------ Data shown ------
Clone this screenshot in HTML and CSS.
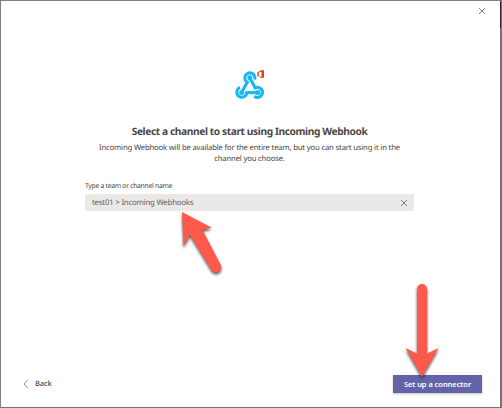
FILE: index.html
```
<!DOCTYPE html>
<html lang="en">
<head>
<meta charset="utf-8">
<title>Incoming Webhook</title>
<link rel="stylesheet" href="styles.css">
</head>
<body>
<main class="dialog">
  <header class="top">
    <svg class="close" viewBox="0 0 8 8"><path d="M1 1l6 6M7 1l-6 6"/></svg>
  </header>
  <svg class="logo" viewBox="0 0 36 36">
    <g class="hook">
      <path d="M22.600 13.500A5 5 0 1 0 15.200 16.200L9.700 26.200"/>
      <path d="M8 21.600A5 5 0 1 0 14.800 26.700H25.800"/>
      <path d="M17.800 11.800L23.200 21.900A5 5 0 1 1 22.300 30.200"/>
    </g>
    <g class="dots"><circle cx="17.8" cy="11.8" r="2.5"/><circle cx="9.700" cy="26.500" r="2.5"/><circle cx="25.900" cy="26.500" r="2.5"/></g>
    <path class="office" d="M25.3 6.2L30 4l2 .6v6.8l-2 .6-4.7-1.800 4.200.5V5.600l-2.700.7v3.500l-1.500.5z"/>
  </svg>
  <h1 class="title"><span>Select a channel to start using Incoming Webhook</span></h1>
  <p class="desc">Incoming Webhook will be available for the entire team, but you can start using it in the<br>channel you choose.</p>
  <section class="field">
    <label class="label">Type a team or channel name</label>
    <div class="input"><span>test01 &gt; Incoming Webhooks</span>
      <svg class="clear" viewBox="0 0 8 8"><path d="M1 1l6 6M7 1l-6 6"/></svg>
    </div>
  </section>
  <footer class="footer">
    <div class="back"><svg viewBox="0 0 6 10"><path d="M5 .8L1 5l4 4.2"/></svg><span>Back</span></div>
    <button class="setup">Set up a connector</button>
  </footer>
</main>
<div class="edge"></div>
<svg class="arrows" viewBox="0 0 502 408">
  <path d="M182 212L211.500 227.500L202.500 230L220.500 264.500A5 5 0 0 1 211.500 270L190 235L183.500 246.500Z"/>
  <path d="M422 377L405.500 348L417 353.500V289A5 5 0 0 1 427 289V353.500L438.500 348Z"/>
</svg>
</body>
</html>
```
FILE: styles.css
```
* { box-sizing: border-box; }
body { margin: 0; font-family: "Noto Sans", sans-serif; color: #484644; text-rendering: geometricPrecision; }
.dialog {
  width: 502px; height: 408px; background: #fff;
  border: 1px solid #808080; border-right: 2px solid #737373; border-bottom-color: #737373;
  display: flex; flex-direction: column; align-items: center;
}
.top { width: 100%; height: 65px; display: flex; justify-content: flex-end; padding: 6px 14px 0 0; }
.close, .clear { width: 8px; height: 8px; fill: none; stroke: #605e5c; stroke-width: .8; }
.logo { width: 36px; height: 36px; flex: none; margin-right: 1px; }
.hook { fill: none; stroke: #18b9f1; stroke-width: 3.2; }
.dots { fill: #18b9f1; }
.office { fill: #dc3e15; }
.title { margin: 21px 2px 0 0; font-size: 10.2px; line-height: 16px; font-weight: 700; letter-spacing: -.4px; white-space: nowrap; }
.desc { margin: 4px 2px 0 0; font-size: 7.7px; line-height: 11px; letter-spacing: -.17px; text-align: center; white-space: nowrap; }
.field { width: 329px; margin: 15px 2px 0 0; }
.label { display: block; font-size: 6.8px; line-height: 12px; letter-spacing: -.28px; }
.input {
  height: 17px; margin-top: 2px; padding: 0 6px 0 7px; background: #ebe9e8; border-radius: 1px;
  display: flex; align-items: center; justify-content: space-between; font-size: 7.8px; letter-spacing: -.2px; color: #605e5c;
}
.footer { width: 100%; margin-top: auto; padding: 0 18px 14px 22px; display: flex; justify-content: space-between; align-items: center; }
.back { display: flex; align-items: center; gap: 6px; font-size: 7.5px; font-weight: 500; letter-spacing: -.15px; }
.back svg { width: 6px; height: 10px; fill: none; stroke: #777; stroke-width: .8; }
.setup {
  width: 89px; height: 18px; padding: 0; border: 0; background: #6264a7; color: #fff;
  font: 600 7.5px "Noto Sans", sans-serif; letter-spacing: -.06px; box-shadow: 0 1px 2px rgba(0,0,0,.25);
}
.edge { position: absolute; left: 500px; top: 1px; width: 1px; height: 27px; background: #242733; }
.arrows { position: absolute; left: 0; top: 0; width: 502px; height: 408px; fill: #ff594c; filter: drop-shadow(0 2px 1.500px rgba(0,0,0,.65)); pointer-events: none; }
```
------
- Short exercise -
In your copy, leave out the pictures and reproduce the material above exactly.

- Answer to this exercise -
Clone this screenshot in HTML and CSS.
FILE: index.html
```
<!DOCTYPE html>
<html lang="en">
<head>
<meta charset="utf-8">
<title>Incoming Webhook</title>
<link rel="stylesheet" href="styles.css">
</head>
<body>
<main class="dialog">
  <header class="top">
    <svg class="close" viewBox="0 0 8 8"><path d="M1 1l6 6M7 1l-6 6"/></svg>
  </header>
  <svg class="logo" viewBox="0 0 36 36">
    <g class="hook">
      <path d="M22.600 13.500A5 5 0 1 0 15.200 16.200L9.700 26.200"/>
      <path d="M8 21.600A5 5 0 1 0 14.800 26.700H25.800"/>
      <path d="M17.800 11.800L23.200 21.900A5 5 0 1 1 22.300 30.200"/>
    </g>
    <g class="dots"><circle cx="17.8" cy="11.8" r="2.5"/><circle cx="9.700" cy="26.500" r="2.5"/><circle cx="25.900" cy="26.500" r="2.5"/></g>
    <path class="office" d="M25.3 6.2L30 4l2 .6v6.8l-2 .6-4.7-1.800 4.200.5V5.600l-2.700.7v3.500l-1.500.5z"/>
  </svg>
  <h1 class="title"><span>Select a channel to start using Incoming Webhook</span></h1>
  <p class="desc">Incoming Webhook will be available for the entire team, but you can start using it in the<br>channel you choose.</p>
  <section class="field">
    <label class="label">Type a team or channel name</label>
    <div class="input"><span>test01 &gt; Incoming Webhooks</span>
      <svg class="clear" viewBox="0 0 8 8"><path d="M1 1l6 6M7 1l-6 6"/></svg>
    </div>
  </section>
  <footer class="footer">
    <div class="back"><svg viewBox="0 0 6 10"><path d="M5 .8L1 5l4 4.2"/></svg><span>Back</span></div>
    <button class="setup">Set up a connector</button>
  </footer>
</main>
<div class="edge"></div>
<svg class="arrows" viewBox="0 0 502 408">
  <path d="M182 212L211.500 227.500L202.500 230L220.500 264.500A5 5 0 0 1 211.500 270L190 235L183.500 246.500Z"/>
  <path d="M422 377L405.500 348L417 353.500V289A5 5 0 0 1 427 289V353.500L438.500 348Z"/>
</svg>
</body>
</html>
```
FILE: styles.css
```
* { box-sizing: border-box; }
body { margin: 0; font-family: "Noto Sans", sans-serif; color: #484644; text-rendering: geometricPrecision; }
.dialog {
  width: 502px; height: 408px; background: #fff;
  border: 1px solid #808080; border-right: 2px solid #737373; border-bottom-color: #737373;
  display: flex; flex-direction: column; align-items: center;
}
.top { width: 100%; height: 65px; display: flex; justify-content: flex-end; padding: 6px 14px 0 0; }
.close, .clear { width: 8px; height: 8px; fill: none; stroke: #605e5c; stroke-width: .8; }
.logo { width: 36px; height: 36px; flex: none; margin-right: 1px; }
.hook { fill: none; stroke: #18b9f1; stroke-width: 3.2; }
.dots { fill: #18b9f1; }
.office { fill: #dc3e15; }
.title { margin: 21px 2px 0 0; font-size: 10.2px; line-height: 16px; font-weight: 700; letter-spacing: -.4px; white-space: nowrap; }
.desc { margin: 4px 2px 0 0; font-size: 7.7px; line-height: 11px; letter-spacing: -.17px; text-align: center; white-space: nowrap; }
.field { width: 329px; margin: 15px 2px 0 0; }
.label { display: block; font-size: 6.8px; line-height: 12px; letter-spacing: -.28px; }
.input {
  height: 17px; margin-top: 2px; padding: 0 6px 0 7px; background: #ebe9e8; border-radius: 1px;
  display: flex; align-items: center; justify-content: space-between; font-size: 7.8px; letter-spacing: -.2px; color: #605e5c;
}
.footer { width: 100%; margin-top: auto; padding: 0 18px 14px 22px; display: flex; justify-content: space-between; align-items: center; }
.back { display: flex; align-items: center; gap: 6px; font-size: 7.5px; font-weight: 500; letter-spacing: -.15px; }
.back svg { width: 6px; height: 10px; fill: none; stroke: #777; stroke-width: .8; }
.setup {
  width: 89px; height: 18px; padding: 0; border: 0; background: #6264a7; color: #fff;
  font: 600 7.5px "Noto Sans", sans-serif; letter-spacing: -.06px; box-shadow: 0 1px 2px rgba(0,0,0,.25);
}
.edge { position: absolute; left: 500px; top: 1px; width: 1px; height: 27px; background: #242733; }
.arrows { position: absolute; left: 0; top: 0; width: 502px; height: 408px; fill: #ff594c; filter: drop-shadow(0 2px 1.500px rgba(0,0,0,.65)); pointer-events: none; }
```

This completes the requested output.